My point is also that a good family does not have an institutional structure. There is a structure, but it is built around individuals as they are and as they become (with increasing age, different sexes, different marital status, with work and with sickness etc).

This need not ever be formally set-out nor need there ever be 'laws'.

20 December 2018 at 17:01

Blogger Nathaniel said...

Thank you for explaining!

I'm still stuck on imagining this structure. Just my natural experience - even the smallest families have rules (laws?). More than a few families are going to naturally appoint a judge/leader/priest/Bishop to decide among themselves. I can't imagine humans not simply becoming hierarchical over any given time. Maybe the Amish have come close to this - but even among several families they appoint an elder/Bishop who is going to communicate with others (e.g. early Christians/Orthodox), etc.

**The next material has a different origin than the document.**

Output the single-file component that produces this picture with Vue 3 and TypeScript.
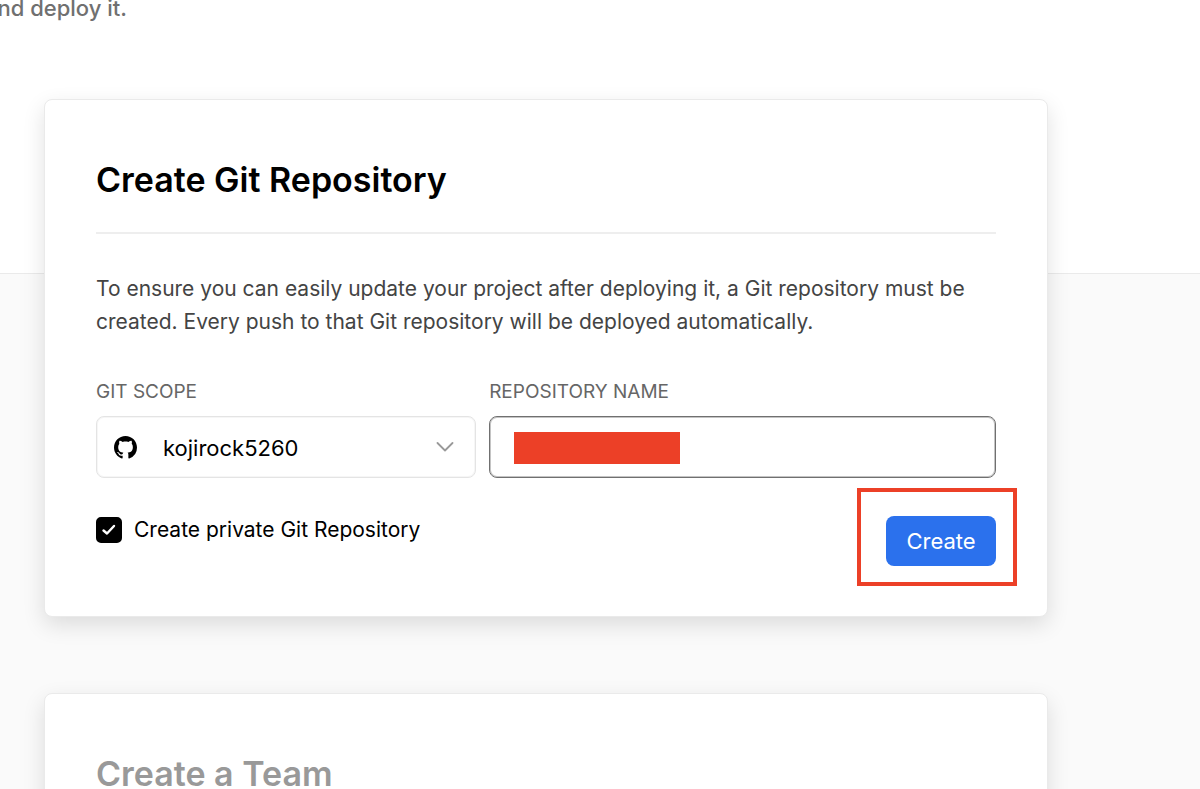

The Mormons certainly do a great job with family emphasis and breaking down even large churches into smaller groups, and forcing people to work together (unlike Catholics who tend to "church shop" and don't have any required allegiance to a parish, priest, etc.) but even that is all dependent on the hierarchy and respect for the prophets as father figures, etc.

20 December 2018 at 19:42

Blogger Bruce Charlton said...

@Nathaniel

I don't think such families exist in the world today - but my reading about hunter gatherers (and introspection about what would be natural, and how things seemed to me as a young child) suggests that such things once existed spontaneously. What I am saying is that this is what we can look forward to in Heaven; it is a return, but this time in full knowledge and awareness of the situation.

20 December 2018 at 22:18

Blogger Nathaniel said...

Thank you Bruce. This really goes with our other takes on focusing individually as a Christian, and focusing fundamentally on making good actions and decisions *personally* - our direct relationship with God.

As you say, we can not waste our lives trying to compromise with evil, or save institutions (Boy Scouts, the Church, the West, etc.), or even tie our identity to what bad decisions any group is making, but must simply focus on doing God's will, individually, personally, as best we can each day.

I think I see this is what the Catholic church crisis certainly reveals, it seems timely. Vigano has been threatened with all kinds of legal repercussions, church reprimands, etc. for revealing the Pope's covering up of sexual abuse and befriending predators. It seems each Priest and Bishop is under this false pressure if they wrongly idolize this hierarchy and institution, obeying corrupt and evil Bishops (I think Bonald made a similar argument that seems to wrongly put this sort of obedience to a hierarchy above obedience to God).